Chou taught composition to an increasingly international student body at Columbia University from 1964 to 1991. He succeeded Luening in 1969 and developed the composition program into an internationally renowned institution. He was responsible for the design and coordination of the curriculum for doctoral candidates in music composition. He designed the one-year course “Twentieth-century Styles and Techniques” as a basic required course for doctoral and master candidates in musical composition (1965) and the graduate course “Chinese Music” (1969); and designed the course content on East and Southeast Asian music for the course “Asian Humanities in Music” as well as coordinating the overall design of the course, including the music of South and West Asia (1982). Concurrently, he was also in charge of academic affairs at Columbia’s School of the Arts. He supervised curricular planning and the revision for the Master of Fine Arts programs in film, theater, visual arts and writing (1975 to 1987). In the 1980s, he discovered many young Chinese talents and brought them to the United States to study at Columbia.

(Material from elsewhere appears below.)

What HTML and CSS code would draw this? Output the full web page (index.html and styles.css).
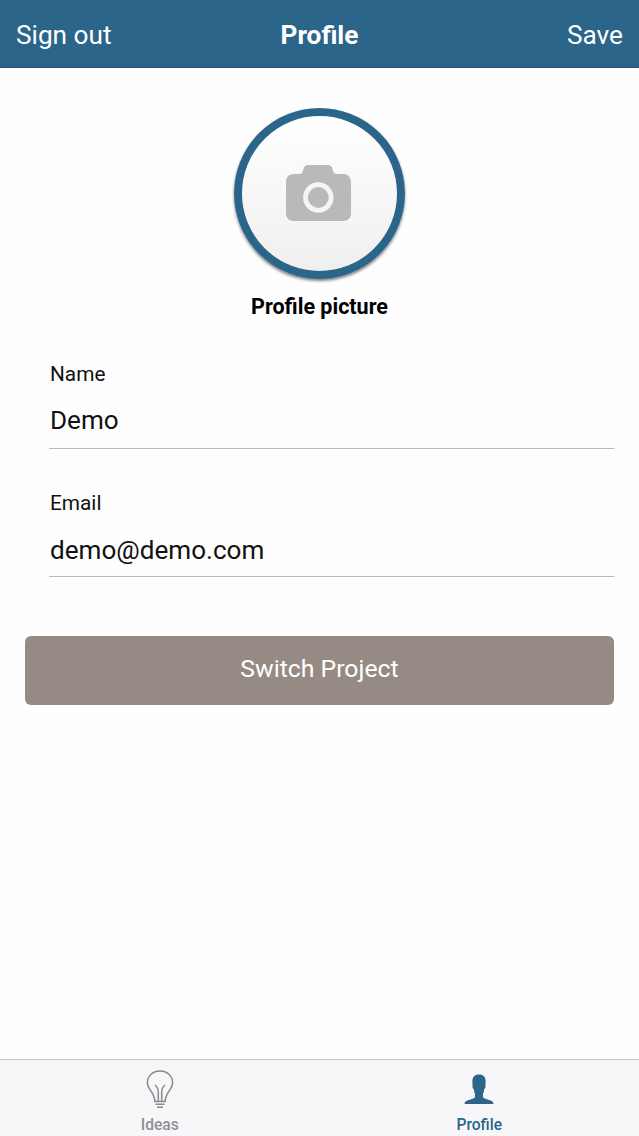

As the first Fritz Reiner Professor of Musical Composition, Chou established the Fritz Reiner Center for Contemporary Music at Columbia in 1984 to foster new music and encourage young composers. He revitalized Columbia’s Electronic Music Center by converting it to the present Computer Music Center. He has worked continuously on behalf of many cultural institutions, most notably as President of Composers Recordings, Inc. from 1970 to 1975.

To undertake crucially needed cultural projects throughout East and Southeast Asia, where he has been visiting since 1966, Chou established the Center for United States-China Arts Exchange in 1978 at Columbia University, which has since conducted many sustained projects in diverse cultural fields, involving thousands of professionals at a time. Some examples of the Center’s projects are the Pacific Music Festival and the Pacific Composers Conference in Sapporo, Japan, in collaboration with Leonard Bernstein and the London Symphony Orchestra, 1990; the decade-long arts education program in China, begun in 1980, funded by the Rockefeller Brothers Fund; and the ongoing comprehensive program on conservation and development of indigenous cultures of Yunnan, China, begun in 1990, funded by the Ford Foundation. Chou and the Center also collaborated with Isaac Stern on his first visit to China and the filming of From Mao to Mozart in 1979; and with Arthur Miller on the historic Asian premiere of Death of a Salesman, in Beijing, 1983. [sic] In 1994, at the invitation of the Nationalities Institute of Yunnan, he designed the fundamental concept for a four-track (indigenous minority, majority Chinese, pan-Asian, and modern Western) curriculum for a new arts department (music, dance and visual arts) in consultation with José Maceda.